**TASK TO CARRY OUT**
Starting from the top of the material, restate each line exactly until the line that contains "const heights = ['h-[149px]', 'h-[151px]', 'h-[145px]']", which is also copied. Pictures are excluded.

Web page code records
....

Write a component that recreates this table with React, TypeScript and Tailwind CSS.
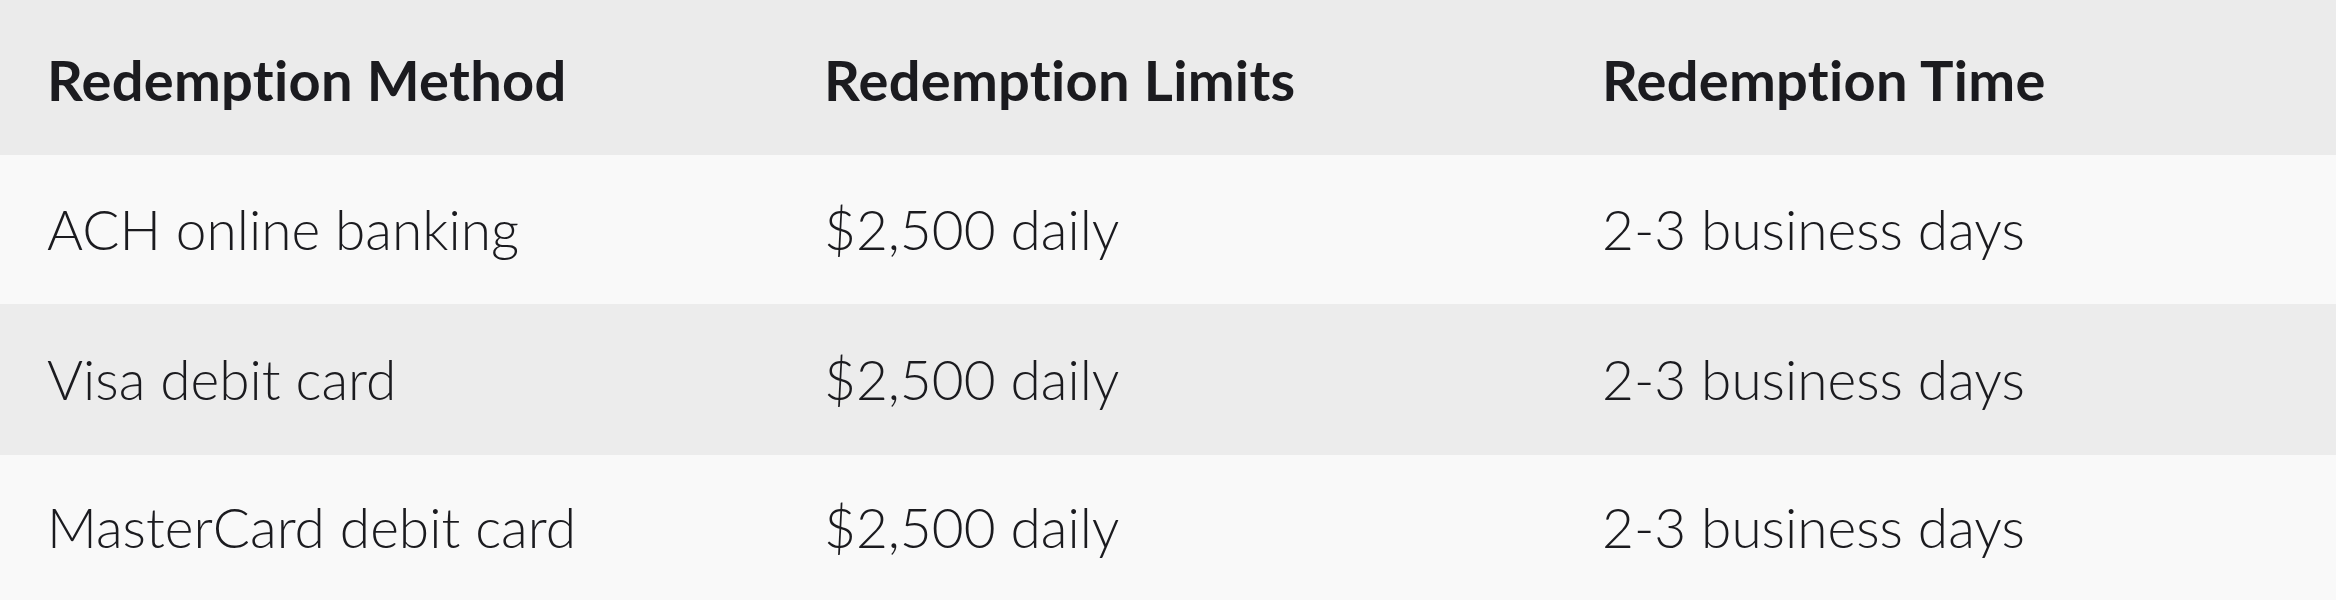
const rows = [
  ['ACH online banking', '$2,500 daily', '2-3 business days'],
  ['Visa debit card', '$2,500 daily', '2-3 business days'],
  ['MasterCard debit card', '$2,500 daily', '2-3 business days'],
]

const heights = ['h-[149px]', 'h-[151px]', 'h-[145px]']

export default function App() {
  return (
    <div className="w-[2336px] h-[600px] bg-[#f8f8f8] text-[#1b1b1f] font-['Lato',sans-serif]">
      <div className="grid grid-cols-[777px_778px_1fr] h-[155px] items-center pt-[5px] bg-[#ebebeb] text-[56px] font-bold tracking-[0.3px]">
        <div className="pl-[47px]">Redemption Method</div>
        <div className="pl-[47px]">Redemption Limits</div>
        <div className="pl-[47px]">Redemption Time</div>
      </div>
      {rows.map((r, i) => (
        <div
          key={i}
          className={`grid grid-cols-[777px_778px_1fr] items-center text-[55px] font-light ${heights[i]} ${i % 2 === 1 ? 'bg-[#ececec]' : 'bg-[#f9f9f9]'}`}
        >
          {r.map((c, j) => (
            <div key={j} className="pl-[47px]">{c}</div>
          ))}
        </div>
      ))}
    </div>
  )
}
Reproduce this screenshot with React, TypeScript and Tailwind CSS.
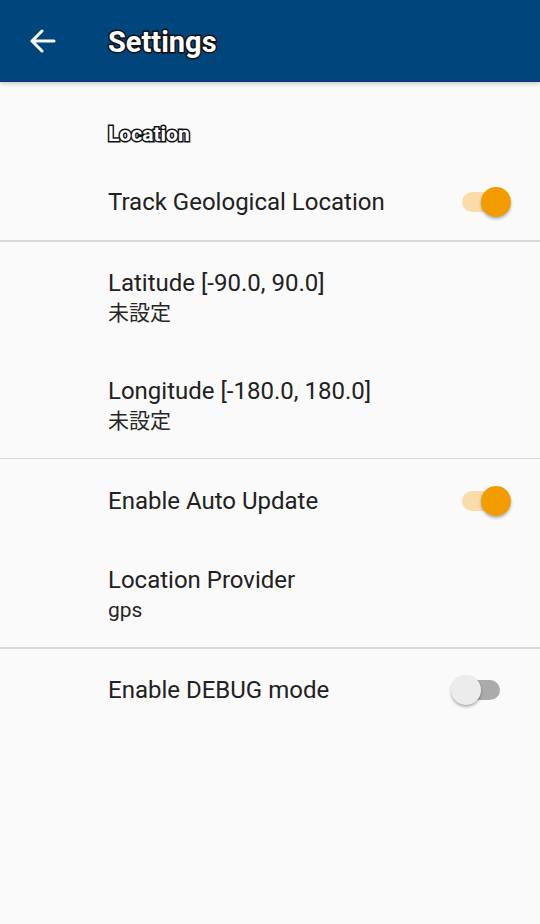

....

**CORRECT ANSWER**
Write a component that recreates this table with React, TypeScript and Tailwind CSS.
const rows = [
  ['ACH online banking', '$2,500 daily', '2-3 business days'],
  ['Visa debit card', '$2,500 daily', '2-3 business days'],
  ['MasterCard debit card', '$2,500 daily', '2-3 business days'],
]

const heights = ['h-[149px]', 'h-[151px]', 'h-[145px]']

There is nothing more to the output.